BRASÍLIA – De todas as conversas de jornalistas sai a mesma frase: "A eleição está chata". É como se alguém tivesse comprado um bilhete para a tourada e, já sentado na arquibancada, fosse obrigado a assistir a um espetáculo de balé clássico. Mas não é a eleição que está errada –nós é que estamos mal-acostumados.
Nem sempre o que é bom para se compor as manchetes de jornais é bom para o país: jornalismo e rotina não combinam. A crise é uma das principais matérias-primas da imprensa, algo abundante em nosso país.
Nem precisamos ir muito longe. Peguemos os últimos dez anos. Em 1984, presenciamos a gigantesca campanha pelas Diretas-Já, em meio à derrocada psicológica do então presidente João Baptista Figueiredo. Nos quartéis, havia ainda quem tramasse um golpe.
Paulo Maluf vence a convenção do PDS que, rachado, forma a Frente Liberal, base para eleição de Tancredo Neves. O presidente eleito morre, assume José Sarney. Entramos numa Constituinte, uma longa discussão sobre o tamanho do mandato presidencial e uma CPI da Corrupção.

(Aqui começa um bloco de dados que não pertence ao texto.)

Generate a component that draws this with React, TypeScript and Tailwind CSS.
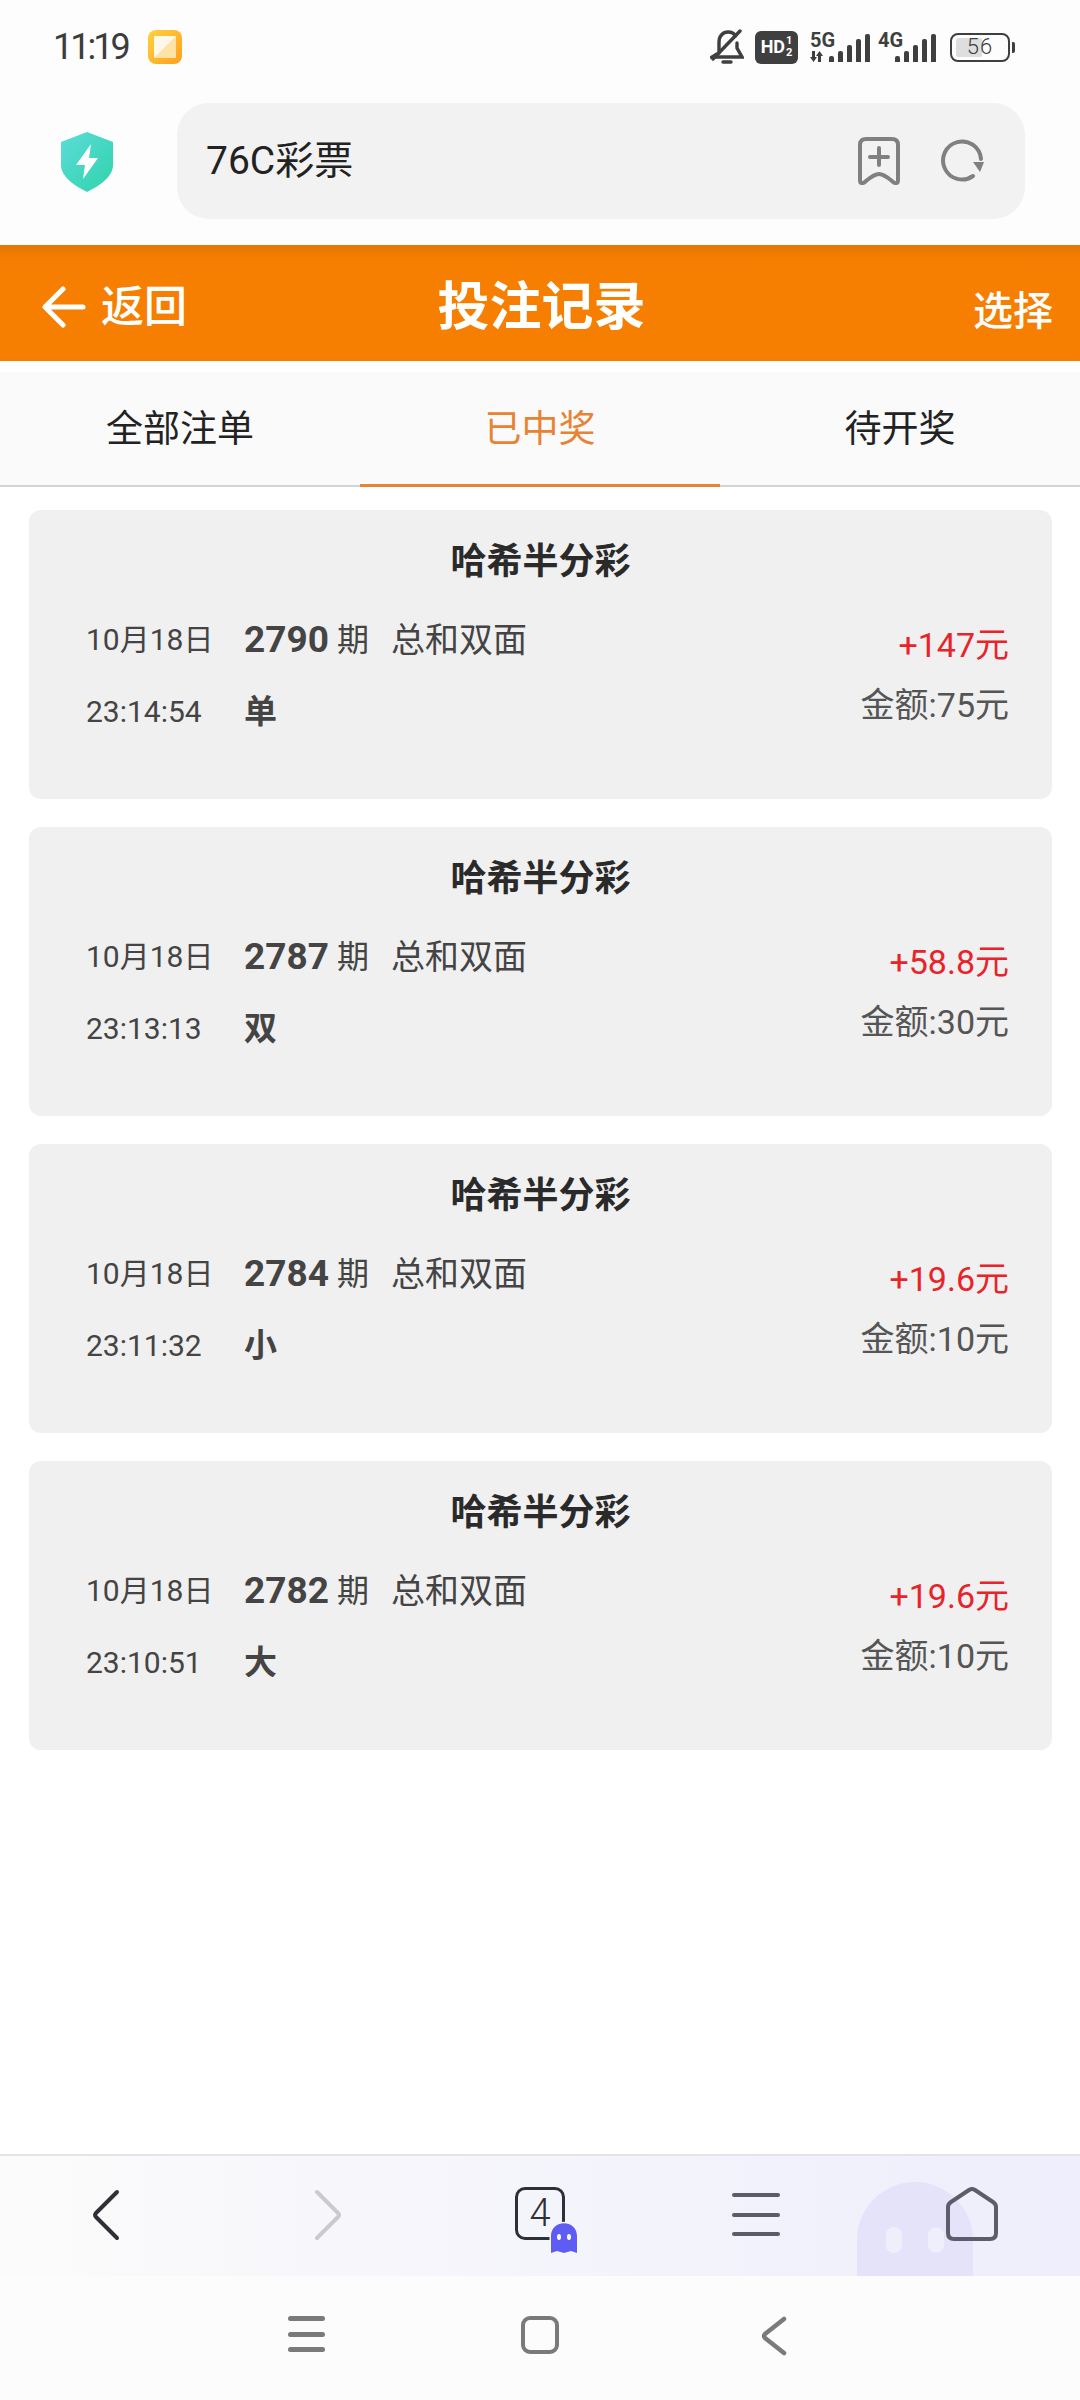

Sai Sarney montado numa inflação de 70% ao mês, entra Fernando Collor, um terremoto eleitoral. Uma CPI provoca o impeachmnent, chamando Itamar Franco Franco ao 3º andar do Palácio do Planalto. No ano seguinte, outra CPI colocaria o Congresso em polvorosa quando se investigou a máfia do Orçamento.
Entre Sarney e Itamar, tivemos inúmeros choques, várias moedas, um batalhão de ministros, dezenas de denúncias de corrupção, onda de recessão, explosões inflacionárias. Houve também surpresas eleitorais como a eleição de Luiza Erundina e, depois, Paulo Maluf à Prefeitura de São Paulo.
Até o ano passado, lembremos, ainda se discutia a possibilidade de Itamar Franco nem sequer acabar seu mandato.
Depois da eleição de Tancredo Neves, imaginávamos ter comprado o ingresso do balé. Mas, em breve, assistiríamos a uma tourada. Sentimos, agora, como a rotina no Brasil não é rotineira.
PS – Antes que eu morda a língua, e como conheço um pouco meu país, ainda não descarto que, no meio do balé, entre um insólito touro no palco perseguindo os dançarinos.